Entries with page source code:
— Begin —
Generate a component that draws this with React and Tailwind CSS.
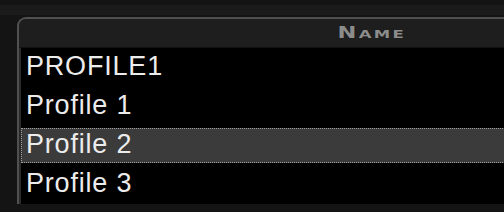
export default function App() {
  const rows = ["PROFILE1", "Profile 1", "Profile 2", "Profile 3"];
  const selected = 2;

  return (
    <div className="h-[212px] w-[504px] overflow-hidden bg-[#141414]">
      {/* top strip */}
      <div className="h-[17px] pt-[5px]">
        <div className="h-[10px] bg-[#1b1b1b]" />
      </div>

      <div className="flex pl-[17px]">
        {/* panel, runs off the right edge */}
        <div className="w-[708px] shrink-0 overflow-hidden rounded-tl-[9px] border-l-2 border-t-2 border-[#505050] bg-[#2a2a2a]">
          {/* header */}
          <div className="flex h-[29px] items-center justify-center border-b border-[#111] bg-[#1e1e1e]">
            <span className="inline-block scale-x-[1.5] font-['DejaVu_Sans',sans-serif] text-[15px] font-bold tracking-[1.5px] text-[#8c8c8c] [font-variant:small-caps]">
              Name
            </span>
          </div>

          {/* rows */}
          <div className="ml-[2px] bg-black font-['Liberation_Sans',Arial,sans-serif] text-[27px] tracking-[0.8px] text-[#ececec]">
            {rows.map((name, i) => (
              <div key={name} className="h-[39px] py-[2px]">
                <div
                  className={
                    i === selected
                      ? "h-[35px] border border-dotted border-[#a0a0a0] bg-[#3b3b3b] pl-[4px] leading-[31px]"
                      : "h-[35px] border border-transparent pl-[4px] leading-[31px]"
                  }
                >
                  {name}
                </div>
              </div>
            ))}
          </div>
        </div>
      </div>
    </div>
  );
}
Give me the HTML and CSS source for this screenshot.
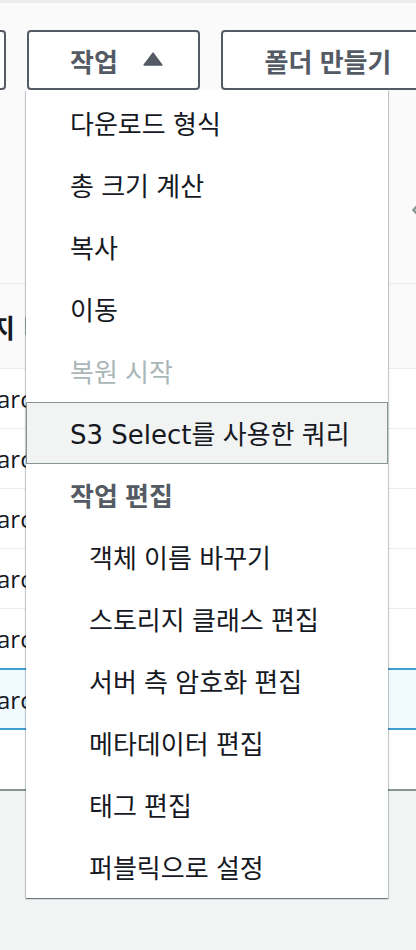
FILE: index.html
```html
<!DOCTYPE html>
<html lang="ko">
<head>
<meta charset="utf-8">
<title>S3 작업 메뉴</title>
<link rel="stylesheet" href="styles.css">
</head>
<body>
<div class="page">
  <div class="topstrip"></div>
  <div class="panel">
    <div class="toolbar">
      <button class="btn btn-left">새로 고침</button>
      <div class="dropdown">
        <button class="btn btn-actions"><span>작업</span><svg class="caret" width="20" height="14" viewBox="0 0 20 14"><path d="M10 1.2 L18.8 13 L1.2 13 Z" fill="#545b64" stroke="#545b64" stroke-width="1.6" stroke-linejoin="round"/></svg></button>
        <ul class="menu">
          <li class="item">다운로드 형식</li>
          <li class="item">총 크기 계산</li>
          <li class="item">복사</li>
          <li class="item">이동</li>
          <li class="item disabled">복원 시작</li>
          <li class="item active"><span class="latin">S3 Select</span>를 사용한 쿼리</li>
          <li class="item group">작업 편집</li>
          <li class="item sub">객체 이름 바꾸기</li>
          <li class="item sub">스토리지 클래스 편집</li>
          <li class="item sub">서버 측 암호화 편집</li>
          <li class="item sub">메타데이터 편집</li>
          <li class="item sub">태그 편집</li>
          <li class="item sub">퍼블릭으로 설정</li>
        </ul>
      </div>
      <button class="btn btn-folder">폴더 만들기</button>
    </div>
    <div class="pager">
      <svg width="8" height="14" viewBox="0 0 8 14"><path d="M7 1 L1.5 7 L7 13" fill="none" stroke="#879596" stroke-width="2.4"/></svg>
    </div>
  </div>
  <div class="table">
    <div class="thead"><span class="th">리지</span><span class="sort"></span></div>
    <div class="row"><span class="cell">archive</span></div>
    <div class="row"><span class="cell">archive</span></div>
    <div class="row"><span class="cell">archive</span></div>
    <div class="row"><span class="cell">archive</span></div>
    <div class="row"><span class="cell">archive</span></div>
    <div class="row selected"><span class="cell">archive</span></div>
    <div class="row last"></div>
  </div>
</div>
</body>
</html>
```

FILE: styles.css
```css
* { box-sizing: border-box; }
html, body {
  margin: 0;
  padding: 0;
  background: #f2f3f3;
}
body {
  font-family: "Noto Sans CJK KR", "Noto Sans", sans-serif;
  color: #16191f;
}
.page {
  width: 416px;
  height: 950px;
  overflow: hidden;
  background: #f2f3f3;
}
.topstrip {
  height: 3px;
  background: #eaeded;
}
.panel {
  height: 280px;
  background: #fafafa;
  padding-top: 27px;
}
.toolbar {
  display: flex;
  align-items: flex-start;
  gap: 21px;
  height: 60px;
}
.btn {
  height: 60px;
  border: 2px solid #545b64;
  border-radius: 4px;
  background: #ffffff;
  color: #545b64;
  font-family: "Noto Sans CJK KR", sans-serif;
  font-weight: 700;
  font-size: 26px;
  padding: 0;
  display: flex;
  align-items: center;
  justify-content: center;
  flex: none;
  white-space: nowrap;
  overflow: hidden;
}
.btn-left {
  width: 100px;
  margin-left: -94px;
  color: transparent;
}
.dropdown {
  position: relative;
  flex: none;
}
.btn-actions {
  width: 173px;
  gap: 25px;
  padding-left: 6px;
}
.caret { display: block; margin-top: -2px; }
.btn-folder {
  width: 214px;
}
.menu {
  position: absolute;
  top: 60px;
  left: -1px;
  width: 362px;
  margin: 0;
  padding: 2px 0 0 0;
  list-style: none;
  background: #ffffff;
  box-shadow: 0 1px 1px 0 rgba(0, 28, 36, 0.35), 1px 1px 1px 0 rgba(0, 28, 36, 0.18), -1px 1px 1px 0 rgba(0, 28, 36, 0.18);
  z-index: 10;
}
.item {
  height: 62px;
  line-height: 60px;
  border: 1px solid transparent;
  padding-left: 43px;
  font-size: 26px;
  color: #16191f;
  white-space: nowrap;
}
.item.disabled { color: #aab7b8; }
.item.active {
  background: #f2f3f3;
  border-color: #879596;
}
.item.group {
  font-weight: 700;
  color: #545b64;
}
.item.sub { padding-left: 62px; }
.latin {
  font-family: "DejaVu Sans", sans-serif;
  font-size: 26px;
}
.pager {
  display: flex;
  justify-content: flex-end;
  margin-top: 113px;
  margin-right: -4px;
  height: 14px;
}
.pager svg { display: block; }
.table {
  background: #ffffff;
  border-top: 1px solid #eaeded;
}
.thead {
  height: 85px;
  background: #fafafa;
  border-bottom: 1px solid #eaeded;
  display: flex;
  align-items: center;
  gap: 10px;
  margin-left: -33px;
}
.th {
  font-weight: 700;
  font-size: 26px;
  color: #16191f;
}
.sort {
  width: 3px;
  height: 18px;
  background: #aab7b8;
}
.row {
  height: 60px;
  border-bottom: 1px solid #eaeded;
  display: flex;
  align-items: center;
  background: #ffffff;
}
.cell {
  font-family: "Open Sans", sans-serif;
  font-size: 24px;
  margin-left: -3px;
  color: #16191f;
}
.row.selected {
  height: 62px;
  background: #f1faff;
  border-top: 2px solid #3f9fd0;
  border-bottom: 2px solid #3f9fd0;
  margin-top: -1px;
}
.row.last {
  height: 61px;
  border-bottom: 2px solid #879596;
}
```
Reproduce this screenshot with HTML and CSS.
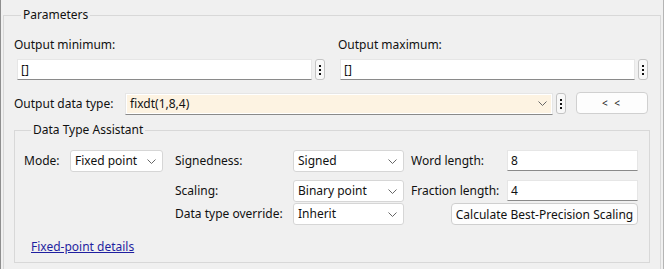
FILE: index.html
```html
<!DOCTYPE html>
<html lang="en">
<head>
  <meta charset="UTF-8" />
  <meta name="viewport" content="width=device-width, initial-scale=1.0" />
  <title>Block Parameters</title>
  <link rel="stylesheet" href="styles.css">
</head>
<body>
  <fieldset class="params">
    <legend>Parameters</legend>

    <div class="range-row">
      <div class="range-col">
        <div class="field-label">Output minimum:</div>
        <div class="field-line">
          <div class="text-input wide">[]</div>
          <span class="more-btn"><i></i><i></i><i></i></span>
        </div>
      </div>
      <div class="range-col second">
        <div class="field-label">Output maximum:</div>
        <div class="field-line">
          <div class="text-input wide">[]</div>
          <span class="more-btn"><i></i><i></i><i></i></span>
        </div>
      </div>
    </div>

    <div class="type-row">
      <span class="type-label">Output data type:</span>
      <div class="combo">
        <span class="combo-text">fixdt(1,8,4)</span>
        <svg class="chev" width="9" height="5" viewBox="0 0 9 5"><polyline points="0.5,0.5 4.5,4.5 8.5,0.5" fill="none" stroke="#666" stroke-width="1"/></svg>
      </div>
      <span class="more-btn"><i></i><i></i><i></i></span>
      <button class="collapse-btn">&lt; &lt;</button>
    </div>

    <fieldset class="assistant">
      <legend>Data Type Assistant</legend>
      <div class="assist-grid">
        <span class="lbl">Mode:</span>
        <div class="select mode">Fixed point
          <svg class="chev" width="9" height="5" viewBox="0 0 9 5"><polyline points="0.5,0.5 4.5,4.5 8.5,0.5" fill="none" stroke="#666" stroke-width="1"/></svg>
        </div>
        <span class="lbl">Signedness:</span>
        <div class="select">Signed
          <svg class="chev" width="9" height="5" viewBox="0 0 9 5"><polyline points="0.5,0.5 4.5,4.5 8.5,0.5" fill="none" stroke="#666" stroke-width="1"/></svg>
        </div>
        <span class="lbl">Word length:</span>
        <div class="text-input">8</div>

        <span></span>
        <span></span>
        <span class="lbl">Scaling:</span>
        <div class="select">Binary point
          <svg class="chev" width="9" height="5" viewBox="0 0 9 5"><polyline points="0.5,0.5 4.5,4.5 8.5,0.5" fill="none" stroke="#666" stroke-width="1"/></svg>
        </div>
        <span class="lbl">Fraction length:</span>
        <div class="text-input">4</div>

        <span></span>
        <span></span>
        <span class="lbl">Data type override:</span>
        <div class="select">Inherit
          <svg class="chev" width="9" height="5" viewBox="0 0 9 5"><polyline points="0.5,0.5 4.5,4.5 8.5,0.5" fill="none" stroke="#666" stroke-width="1"/></svg>
        </div>
        <button class="calc-btn">Calculate Best-Precision Scaling</button>
      </div>
      <a class="details-link" href="#">Fixed-point details</a>
    </fieldset>
  </fieldset>
</body>
</html>
```

FILE: styles.css
```css
body {
  margin: 0;
  padding-top: 7px;
  height: 262px;
  background: #f0f0f0;
  border-left: 1px solid #8e8e8e;
  border-right: 1px solid #b4b4b4;
  font-family: 'Noto Sans', 'Open Sans', sans-serif;
  font-size: 12px;
  color: #111;
  overflow: hidden;
}

fieldset {
  margin: 0;
  padding: 0;
  border: 1px solid #d8d8d8;
  min-width: 0;
}

legend {
  margin-left: 7px;
  padding: 0 2px;
  line-height: 16px;
}

.params {
  margin: 0 2px;
  padding: 14px 0 12px 10px;
}

.range-row {
  display: grid;
  grid-template-columns: 324px 1fr;
}

.field-label {
  line-height: 16px;
}

.field-line {
  display: flex;
  align-items: center;
  gap: 3px;
  margin-top: 6px;
  padding-left: 3px;
}

.range-col.second .field-line {
  padding-left: 2px;
}

.text-input {
  box-sizing: border-box;
  height: 21px;
  padding: 0 3px;
  background: #fff;
  border: 1px solid #e6e6e6;
  border-bottom-color: #8a8a8a;
  line-height: 19px;
}

.text-input.wide {
  width: 295px;
}

.more-btn {
  box-sizing: border-box;
  width: 10px;
  height: 21px;
  border: 1px solid #c4c4c4;
  border-radius: 3px;
  background: #f8f8f8;
  display: flex;
  flex-direction: column;
  align-items: center;
  justify-content: center;
  gap: 2px;
}

.more-btn i {
  width: 2px;
  height: 2px;
  background: #111;
}

.type-row {
  display: flex;
  align-items: center;
  height: 23px;
  margin-top: 12px;
}

.type-label {
  width: 111px;
}

.combo {
  box-sizing: border-box;
  width: 428px;
  height: 22px;
  display: flex;
  align-items: center;
  justify-content: space-between;
  padding: 0 5px 0 4px;
  background: #fdf3e2;
  border: 1px solid #e6e6e6;
  border-bottom-color: #8a8a8a;
  box-shadow: inset 0 0 0 1px #fff;
}

.type-row .more-btn {
  margin-left: 3px;
}

.collapse-btn {
  box-sizing: border-box;
  width: 72px;
  height: 22px;
  margin: -1px 0 0 10px;
  background: #fdfdfd;
  border: 1px solid #d0d0d0;
  border-radius: 4px;
  font-family: inherit;
  font-size: 10px;
  letter-spacing: 2px;
  color: #222;
}

.assistant {
  margin: 7px 10px 0 0;
  padding: 12px 0 7px 9px;
}

.assist-grid {
  display: grid;
  grid-template-columns: 46px 105px 118px 118px 96px 131px;
  grid-template-rows: 30px 23px 22px;
  align-items: start;
}

.lbl {
  line-height: 21px;
  white-space: nowrap;
}

.select {
  box-sizing: border-box;
  width: 111px;
  height: 22px;
  display: flex;
  align-items: center;
  justify-content: space-between;
  padding: 0 6px 0 4px;
  background: #fff;
  border: 1px solid #d6d6d6;
  border-radius: 3px;
  line-height: 20px;
}

.select.mode {
  width: 93px;
}

.assist-grid .text-input {
  width: 131px;
}

.calc-btn {
  grid-column: 5 / 7;
  justify-self: end;
  box-sizing: border-box;
  width: 187px;
  height: 22px;
  padding: 0;
  background: #fdfdfd;
  border: 1px solid #cfcfcf;
  border-radius: 4px;
  font-family: inherit;
  font-size: 12px;
  color: #111;
}

.details-link {
  display: inline-block;
  margin: 14px 0 0 7px;
  line-height: 16px;
  color: #1f1fa0;
}
```
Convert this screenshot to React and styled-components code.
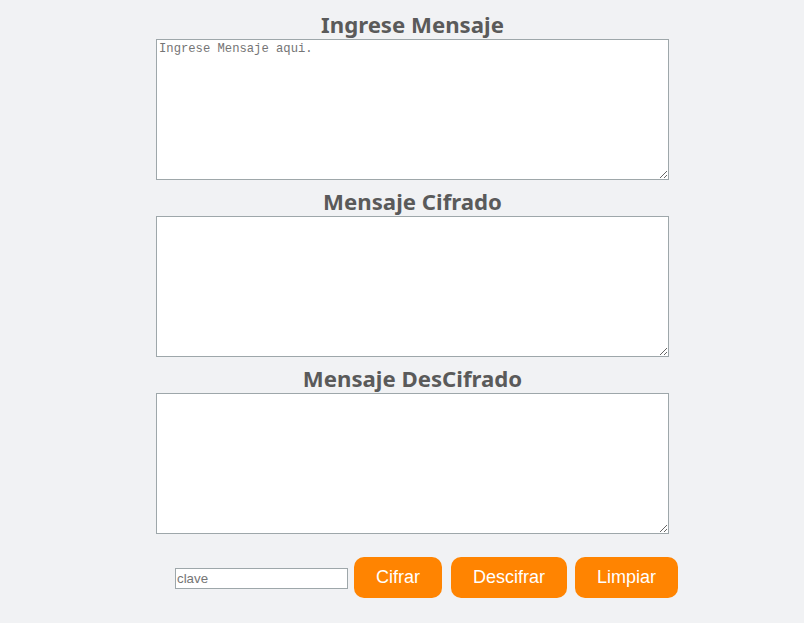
— End —
> [EXERCISE DIRECTIONS] Identify the lines in the entries above that contain "React", then copy them out.

> [COMPLETE ANSWER]
Generate a component that draws this with React and Tailwind CSS.
Convert this screenshot to React and styled-components code.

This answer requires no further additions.